3) Falsification tests:

What tests or observations would falsify your "theory". Any good theory ought to be able to articulate at least one and maybe two falsifying tests or observations.

4) Predictions:

What new predictions can your "theory" make which existing ones cannnot?

This will show the degree to which your proposal is different from existing ones, and also advance observations such that they are able to fulfill the predictive requirement.

Now, it is true I cannot assert your theory is "wrong" with 100% certainty. But, knowing what we know about black holes I can say the probability of it being wrong is probably very high - maybe more than 95%.

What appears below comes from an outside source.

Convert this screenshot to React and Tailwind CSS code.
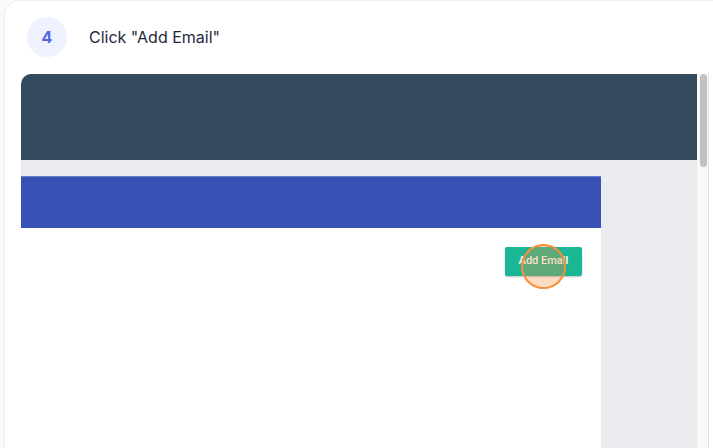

Another thing, the link you provided makes reference to:

"material being pulled into the black hole, which has been heated and ionised by continual collisions"

Which is exactly the same thing I already noted in conjunction with the outer layers of a binary companion being pulled into a black hole and engendering x-rays.

The main problem here is that this is uniquely a means for stellar black holes (e.g. from collapsed stars) to be identified. It does NOT apply to mini or micro-black holes which seems to be the basis for the whole link article. In other words, the way it looks to me, is that whoever wrote this piece is confusing micro-black holes (which *can radiate* as Hawking has noted) with stellar black holes, which do not. For example, there is no basis (so far as I know) to suppose a "micro black hole" can exhibit the properties of rotating Kerr black holes.

So far as we know, stellar black holes do not leak radiation, or information like the micro-counterparts do. Nor do they "rotate"

Anyway, congrats on your speculations, now see if you can integrate the 4 aspects I noted and come up with something more substantive and coherent.